Copy the lines from the start of the records below through the line containing "const [channel, setChannel] = useState(2);", both included, and leave out the pictures.

## Start

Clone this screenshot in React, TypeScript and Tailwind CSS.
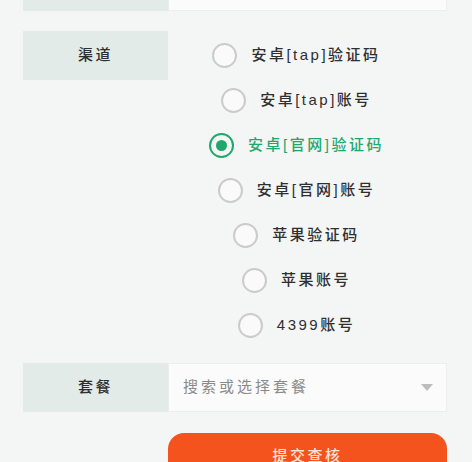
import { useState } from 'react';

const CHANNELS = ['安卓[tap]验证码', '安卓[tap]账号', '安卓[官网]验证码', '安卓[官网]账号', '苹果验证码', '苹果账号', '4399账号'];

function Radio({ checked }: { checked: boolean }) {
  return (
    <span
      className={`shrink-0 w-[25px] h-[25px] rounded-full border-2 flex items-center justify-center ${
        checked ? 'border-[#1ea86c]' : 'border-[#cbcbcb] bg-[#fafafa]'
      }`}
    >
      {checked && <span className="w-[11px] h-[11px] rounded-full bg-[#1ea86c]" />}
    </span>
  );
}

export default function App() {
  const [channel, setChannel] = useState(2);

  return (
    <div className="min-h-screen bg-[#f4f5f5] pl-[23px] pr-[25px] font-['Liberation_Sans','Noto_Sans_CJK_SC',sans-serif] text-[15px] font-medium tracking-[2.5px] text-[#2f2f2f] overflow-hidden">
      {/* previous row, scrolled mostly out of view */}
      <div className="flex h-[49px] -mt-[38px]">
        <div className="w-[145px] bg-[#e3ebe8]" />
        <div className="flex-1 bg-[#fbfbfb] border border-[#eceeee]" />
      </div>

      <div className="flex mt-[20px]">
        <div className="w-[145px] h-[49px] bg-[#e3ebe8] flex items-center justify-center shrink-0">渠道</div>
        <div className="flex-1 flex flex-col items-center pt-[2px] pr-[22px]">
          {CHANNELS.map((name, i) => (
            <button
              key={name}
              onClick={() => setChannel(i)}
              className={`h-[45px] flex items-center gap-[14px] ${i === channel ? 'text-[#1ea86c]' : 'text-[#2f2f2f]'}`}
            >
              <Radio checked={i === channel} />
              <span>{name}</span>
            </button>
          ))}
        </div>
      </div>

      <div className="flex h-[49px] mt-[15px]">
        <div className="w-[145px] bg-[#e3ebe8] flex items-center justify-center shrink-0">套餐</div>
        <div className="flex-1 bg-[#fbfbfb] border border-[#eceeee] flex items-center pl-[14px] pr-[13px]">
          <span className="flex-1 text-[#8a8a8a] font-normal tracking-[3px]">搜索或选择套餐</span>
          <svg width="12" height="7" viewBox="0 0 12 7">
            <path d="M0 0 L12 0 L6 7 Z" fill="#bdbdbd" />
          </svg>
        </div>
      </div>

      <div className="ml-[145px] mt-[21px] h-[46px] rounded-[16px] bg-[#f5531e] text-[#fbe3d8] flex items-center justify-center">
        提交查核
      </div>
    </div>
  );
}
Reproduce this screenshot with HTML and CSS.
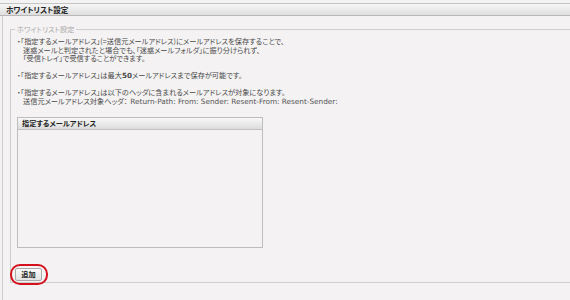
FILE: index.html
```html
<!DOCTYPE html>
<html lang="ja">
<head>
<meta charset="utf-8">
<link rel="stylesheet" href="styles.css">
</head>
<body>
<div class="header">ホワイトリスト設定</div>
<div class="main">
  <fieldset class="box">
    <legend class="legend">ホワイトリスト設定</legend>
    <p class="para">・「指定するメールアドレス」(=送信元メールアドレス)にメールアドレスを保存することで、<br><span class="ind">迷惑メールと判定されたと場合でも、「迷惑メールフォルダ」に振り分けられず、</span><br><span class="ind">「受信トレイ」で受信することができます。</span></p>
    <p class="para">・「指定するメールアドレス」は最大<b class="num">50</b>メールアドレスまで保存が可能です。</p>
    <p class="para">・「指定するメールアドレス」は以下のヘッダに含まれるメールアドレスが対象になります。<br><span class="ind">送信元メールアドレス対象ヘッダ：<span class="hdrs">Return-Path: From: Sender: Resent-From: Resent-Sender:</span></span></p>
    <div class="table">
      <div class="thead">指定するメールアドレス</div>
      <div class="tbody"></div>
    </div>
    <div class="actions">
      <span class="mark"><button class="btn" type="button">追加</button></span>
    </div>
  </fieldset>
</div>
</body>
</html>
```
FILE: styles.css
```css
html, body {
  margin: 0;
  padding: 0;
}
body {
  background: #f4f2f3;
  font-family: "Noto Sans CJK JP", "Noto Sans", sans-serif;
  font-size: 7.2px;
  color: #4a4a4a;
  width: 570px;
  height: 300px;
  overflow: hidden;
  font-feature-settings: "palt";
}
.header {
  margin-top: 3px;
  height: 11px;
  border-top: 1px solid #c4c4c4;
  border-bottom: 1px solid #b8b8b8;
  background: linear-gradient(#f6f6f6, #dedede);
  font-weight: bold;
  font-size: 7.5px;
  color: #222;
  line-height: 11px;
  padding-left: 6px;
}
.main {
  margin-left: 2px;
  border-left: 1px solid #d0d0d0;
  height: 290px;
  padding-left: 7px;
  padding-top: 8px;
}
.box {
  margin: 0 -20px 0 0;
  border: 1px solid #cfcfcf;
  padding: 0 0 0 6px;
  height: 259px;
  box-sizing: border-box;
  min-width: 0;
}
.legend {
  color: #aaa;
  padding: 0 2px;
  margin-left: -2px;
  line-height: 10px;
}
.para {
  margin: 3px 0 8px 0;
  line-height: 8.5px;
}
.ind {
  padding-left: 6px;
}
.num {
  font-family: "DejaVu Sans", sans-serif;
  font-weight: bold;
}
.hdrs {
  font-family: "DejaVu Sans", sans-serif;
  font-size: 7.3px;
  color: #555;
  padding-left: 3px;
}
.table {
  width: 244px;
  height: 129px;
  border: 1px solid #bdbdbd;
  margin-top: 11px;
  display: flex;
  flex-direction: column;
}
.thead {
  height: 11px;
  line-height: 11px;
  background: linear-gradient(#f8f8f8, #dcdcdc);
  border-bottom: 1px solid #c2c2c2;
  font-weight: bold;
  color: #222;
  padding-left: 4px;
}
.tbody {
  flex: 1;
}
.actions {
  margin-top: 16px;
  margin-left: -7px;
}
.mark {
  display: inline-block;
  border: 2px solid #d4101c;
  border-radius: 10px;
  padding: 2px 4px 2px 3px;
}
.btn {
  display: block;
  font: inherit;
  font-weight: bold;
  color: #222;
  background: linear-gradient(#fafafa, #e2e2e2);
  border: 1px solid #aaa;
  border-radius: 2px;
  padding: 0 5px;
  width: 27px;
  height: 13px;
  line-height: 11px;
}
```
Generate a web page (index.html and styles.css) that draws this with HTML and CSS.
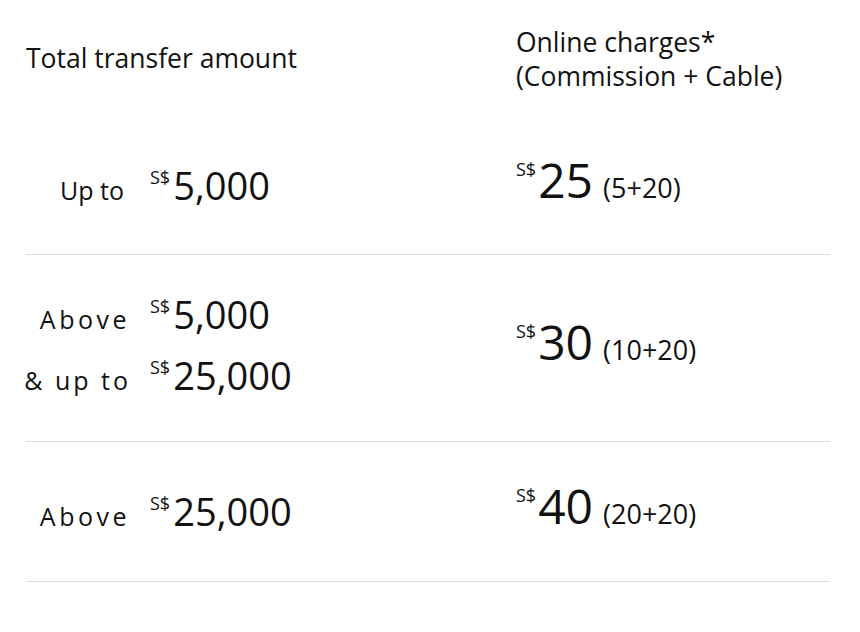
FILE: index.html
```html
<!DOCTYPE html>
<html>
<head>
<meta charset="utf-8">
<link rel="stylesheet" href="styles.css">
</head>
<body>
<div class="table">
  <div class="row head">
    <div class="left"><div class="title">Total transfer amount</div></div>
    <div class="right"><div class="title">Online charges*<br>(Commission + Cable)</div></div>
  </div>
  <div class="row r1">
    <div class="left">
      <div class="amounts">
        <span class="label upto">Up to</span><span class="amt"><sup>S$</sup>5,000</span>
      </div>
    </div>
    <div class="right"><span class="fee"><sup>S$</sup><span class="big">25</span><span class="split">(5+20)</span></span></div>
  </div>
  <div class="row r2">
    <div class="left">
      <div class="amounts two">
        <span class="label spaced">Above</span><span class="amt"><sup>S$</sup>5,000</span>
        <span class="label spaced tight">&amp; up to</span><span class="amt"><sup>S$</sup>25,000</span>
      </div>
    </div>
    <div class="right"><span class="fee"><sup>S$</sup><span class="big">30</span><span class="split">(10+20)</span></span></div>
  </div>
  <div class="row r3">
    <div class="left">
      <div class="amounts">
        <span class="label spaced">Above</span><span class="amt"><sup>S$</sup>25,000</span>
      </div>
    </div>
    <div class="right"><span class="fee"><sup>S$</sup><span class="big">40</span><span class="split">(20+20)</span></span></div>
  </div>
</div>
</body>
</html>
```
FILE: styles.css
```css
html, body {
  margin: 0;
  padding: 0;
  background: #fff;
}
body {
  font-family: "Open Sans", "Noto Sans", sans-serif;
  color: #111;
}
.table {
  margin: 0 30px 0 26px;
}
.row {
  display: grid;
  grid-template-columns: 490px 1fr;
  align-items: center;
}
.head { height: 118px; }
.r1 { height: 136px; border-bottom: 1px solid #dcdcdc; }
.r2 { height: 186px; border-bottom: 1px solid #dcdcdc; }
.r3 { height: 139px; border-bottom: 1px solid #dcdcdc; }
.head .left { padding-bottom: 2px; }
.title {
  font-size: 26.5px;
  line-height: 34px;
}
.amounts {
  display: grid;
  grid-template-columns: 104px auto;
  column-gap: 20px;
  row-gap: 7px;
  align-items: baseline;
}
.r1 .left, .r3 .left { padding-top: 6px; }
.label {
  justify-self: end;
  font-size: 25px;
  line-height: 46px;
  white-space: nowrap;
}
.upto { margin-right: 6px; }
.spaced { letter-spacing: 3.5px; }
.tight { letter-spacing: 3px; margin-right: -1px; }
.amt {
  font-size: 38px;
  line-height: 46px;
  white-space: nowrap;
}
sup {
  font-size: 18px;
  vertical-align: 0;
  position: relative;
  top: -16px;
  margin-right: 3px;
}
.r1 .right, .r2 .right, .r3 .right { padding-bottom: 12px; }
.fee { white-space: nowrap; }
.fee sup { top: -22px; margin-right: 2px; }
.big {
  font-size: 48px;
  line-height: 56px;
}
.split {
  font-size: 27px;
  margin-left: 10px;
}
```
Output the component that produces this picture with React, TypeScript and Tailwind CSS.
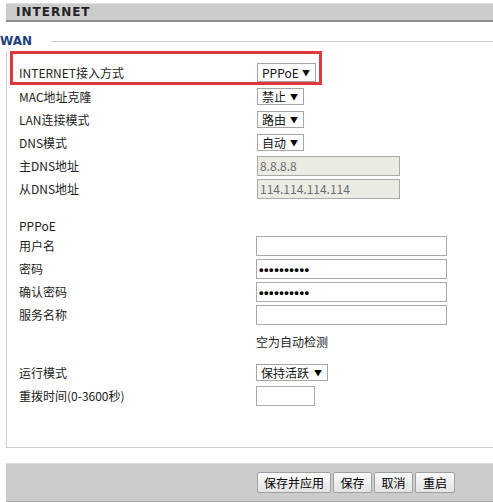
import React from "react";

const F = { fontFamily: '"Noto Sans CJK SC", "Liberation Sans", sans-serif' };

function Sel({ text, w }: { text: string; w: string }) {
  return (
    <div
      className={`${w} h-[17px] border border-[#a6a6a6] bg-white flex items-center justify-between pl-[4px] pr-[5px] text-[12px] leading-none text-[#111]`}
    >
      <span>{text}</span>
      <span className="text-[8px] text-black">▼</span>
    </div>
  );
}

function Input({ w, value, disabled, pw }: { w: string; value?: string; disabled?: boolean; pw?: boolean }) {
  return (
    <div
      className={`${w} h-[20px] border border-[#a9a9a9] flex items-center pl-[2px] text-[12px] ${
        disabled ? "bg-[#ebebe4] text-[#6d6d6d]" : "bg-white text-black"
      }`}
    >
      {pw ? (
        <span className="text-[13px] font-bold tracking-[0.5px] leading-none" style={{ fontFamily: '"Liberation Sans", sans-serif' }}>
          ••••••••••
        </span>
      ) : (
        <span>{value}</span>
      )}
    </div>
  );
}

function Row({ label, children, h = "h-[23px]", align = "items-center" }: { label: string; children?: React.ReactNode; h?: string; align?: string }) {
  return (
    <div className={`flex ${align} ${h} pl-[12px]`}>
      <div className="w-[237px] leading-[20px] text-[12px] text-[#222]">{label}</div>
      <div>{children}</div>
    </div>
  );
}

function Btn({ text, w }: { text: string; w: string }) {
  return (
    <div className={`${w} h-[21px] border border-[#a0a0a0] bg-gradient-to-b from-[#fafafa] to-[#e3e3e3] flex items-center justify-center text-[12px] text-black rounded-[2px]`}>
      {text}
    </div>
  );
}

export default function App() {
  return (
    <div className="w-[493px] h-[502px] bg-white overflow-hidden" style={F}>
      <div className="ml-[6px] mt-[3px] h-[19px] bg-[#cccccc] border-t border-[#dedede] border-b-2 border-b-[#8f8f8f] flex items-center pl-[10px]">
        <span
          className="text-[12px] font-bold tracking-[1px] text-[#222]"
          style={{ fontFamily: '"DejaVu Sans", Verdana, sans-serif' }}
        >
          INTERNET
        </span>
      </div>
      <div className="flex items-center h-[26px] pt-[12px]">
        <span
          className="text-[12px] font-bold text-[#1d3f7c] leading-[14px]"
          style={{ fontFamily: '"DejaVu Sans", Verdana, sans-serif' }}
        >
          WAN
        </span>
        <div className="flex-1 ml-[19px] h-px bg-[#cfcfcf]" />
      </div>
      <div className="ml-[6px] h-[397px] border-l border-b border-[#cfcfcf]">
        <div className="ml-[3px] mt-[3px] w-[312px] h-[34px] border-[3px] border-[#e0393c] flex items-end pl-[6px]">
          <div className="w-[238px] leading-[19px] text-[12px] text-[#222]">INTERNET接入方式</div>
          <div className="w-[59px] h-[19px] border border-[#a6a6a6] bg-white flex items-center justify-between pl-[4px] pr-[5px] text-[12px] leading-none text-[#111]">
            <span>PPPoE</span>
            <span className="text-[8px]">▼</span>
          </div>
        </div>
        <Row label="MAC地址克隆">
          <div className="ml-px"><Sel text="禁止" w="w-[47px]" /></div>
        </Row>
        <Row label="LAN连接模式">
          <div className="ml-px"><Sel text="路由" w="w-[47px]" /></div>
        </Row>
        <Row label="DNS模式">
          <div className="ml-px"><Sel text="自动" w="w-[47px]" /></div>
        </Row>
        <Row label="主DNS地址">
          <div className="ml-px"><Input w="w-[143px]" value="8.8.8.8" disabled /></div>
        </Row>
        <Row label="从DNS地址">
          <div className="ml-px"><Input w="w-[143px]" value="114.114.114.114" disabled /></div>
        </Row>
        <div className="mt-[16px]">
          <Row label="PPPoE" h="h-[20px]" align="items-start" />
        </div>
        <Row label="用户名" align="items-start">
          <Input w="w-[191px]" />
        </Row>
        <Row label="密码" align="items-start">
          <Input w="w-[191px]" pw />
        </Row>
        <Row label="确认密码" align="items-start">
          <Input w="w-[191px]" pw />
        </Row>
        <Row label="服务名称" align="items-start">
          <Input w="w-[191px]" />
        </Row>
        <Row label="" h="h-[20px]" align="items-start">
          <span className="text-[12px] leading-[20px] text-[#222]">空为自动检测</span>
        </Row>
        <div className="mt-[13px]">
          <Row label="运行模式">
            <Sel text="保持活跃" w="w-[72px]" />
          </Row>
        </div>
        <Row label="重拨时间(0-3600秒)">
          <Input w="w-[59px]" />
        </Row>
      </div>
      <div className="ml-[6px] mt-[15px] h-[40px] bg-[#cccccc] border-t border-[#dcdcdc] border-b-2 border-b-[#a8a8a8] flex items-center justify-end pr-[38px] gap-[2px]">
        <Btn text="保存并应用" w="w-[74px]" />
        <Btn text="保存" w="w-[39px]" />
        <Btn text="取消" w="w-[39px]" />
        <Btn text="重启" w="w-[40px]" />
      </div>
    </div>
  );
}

## End

__OUTPUT FOR THIS EXERCISE__.
Clone this screenshot in React, TypeScript and Tailwind CSS.
import { useState } from 'react';

const CHANNELS = ['安卓[tap]验证码', '安卓[tap]账号', '安卓[官网]验证码', '安卓[官网]账号', '苹果验证码', '苹果账号', '4399账号'];

function Radio({ checked }: { checked: boolean }) {
  return (
    <span
      className={`shrink-0 w-[25px] h-[25px] rounded-full border-2 flex items-center justify-center ${
        checked ? 'border-[#1ea86c]' : 'border-[#cbcbcb] bg-[#fafafa]'
      }`}
    >
      {checked && <span className="w-[11px] h-[11px] rounded-full bg-[#1ea86c]" />}
    </span>
  );
}

export default function App() {
  const [channel, setChannel] = useState(2);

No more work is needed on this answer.